Ahora bien, en Colombia me impresiona lo común que es la dicharachera forma que tiene la gente de la costa de decir que el racismo es cosa del pasado, entendiendo por racismo exclusivamente la marginación de las y los afrodescendientes, cuando, por otro lado, insiste en decir que los indios viven en reducidas aldeas y regiones y que no se mezclan con los otros sectores de la sociedad. Yo lo que he visto es a los grandes artesanos del Sinú vender sus obras a bajo precio a mercaderes que los explotan como en cualquier otro país de América. O un extraño orgullo nacional por los pueblos antiguos aunado a la indiferencia por su cotidianidad contemporánea. O expresiones abiertamente racistas, como las de un taxista de Bucaramanga que al contarnos que su hija se ha casado con un ecuatoriano, insistió en explicarnos que: Es un ecuatoriano simpático, no uno de la raza de los indios.
Boyacá, en eso, no es distinta: tiene una bella expresión mestiza en los rostros de la gente, pero una idéntica división entre los muiscas de los museos y los “niños del campo” que llegan a pedir dulces en Villa de Leyva los días de mercado. Y una idéntica identificación de los niños “monos” con los niños hermosos (¿en la estética se resume el sentir social?), donde mono significa lo que en México güero e implica un insulto que con el tiempo se convirtió en piropo autoagresivo, en una expresión racista: mono es un simio así como algo huero o güero es algo podrido.

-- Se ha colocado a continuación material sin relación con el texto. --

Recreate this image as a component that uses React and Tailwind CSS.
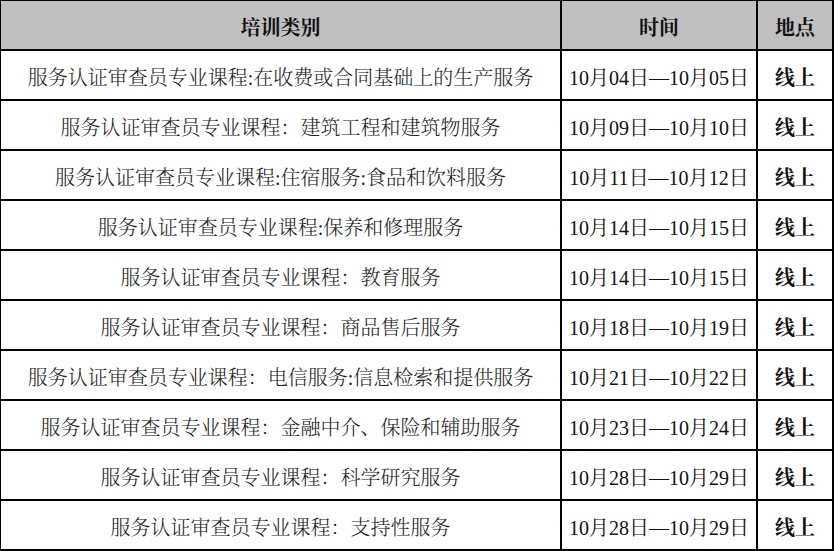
import React from "react";

const rows = [
  ["服务认证审查员专业课程:在收费或合同基础上的生产服务", "04", "05"],
  ["服务认证审查员专业课程：建筑工程和建筑物服务", "09", "10"],
  ["服务认证审查员专业课程:住宿服务:食品和饮料服务", "11", "12"],
  ["服务认证审查员专业课程:保养和修理服务", "14", "15"],
  ["服务认证审查员专业课程：教育服务", "14", "15"],
  ["服务认证审查员专业课程：商品售后服务", "18", "19"],
  ["服务认证审查员专业课程：电信服务:信息检索和提供服务", "21", "22"],
  ["服务认证审查员专业课程：金融中介、保险和辅助服务", "23", "24"],
  ["服务认证审查员专业课程：科学研究服务", "28", "29"],
  ["服务认证审查员专业课程：支持性服务", "28", "29"],
];

const cjk = { fontFamily: '"Liberation Serif", "Noto Serif CJK SC", "Noto Sans CJK SC", serif' };

export default function App() {
  const cell = "h-[50px] pt-[5px] border-r-2 border-b-2 border-black flex items-center justify-center";
  return (
    <div className="w-[834px] h-[551px] bg-white">
      <div
        className="grid grid-cols-[561px_196px_76px] border-l border-t border-black text-[20px] leading-none text-[#111]"
        style={cjk}
      >
        <div className={`${cell} bg-[#c0c0c0] font-bold`}>培训类别</div>
        <div className={`${cell} bg-[#c0c0c0] font-bold`}>时间</div>
        <div className={`${cell} bg-[#c0c0c0] font-bold`}>地点</div>
        {rows.map(([name, a, b], i) => (
          <React.Fragment key={i}>
            <div className={`${cell} font-light text-[#222]`}>{name}</div>
            <div className={cell}>
              10月{a}日—10月{b}日
            </div>
            <div className={`${cell} font-bold`}>线上</div>
          </React.Fragment>
        ))}
      </div>
    </div>
  );
}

Eso sí: el clima, que impone ruanas al salir de noche, me encanta tanto como Helena se deja ir en el placer del infecto calor bochornoso y pegosteoso de la costa (ella dice que el de aquí es un sucio frío para pingüinas viejas). Y las sopitas…..hummm, amo las sopitas por la mañanita después de un paseo y un chocolate con almojábanas por la noche.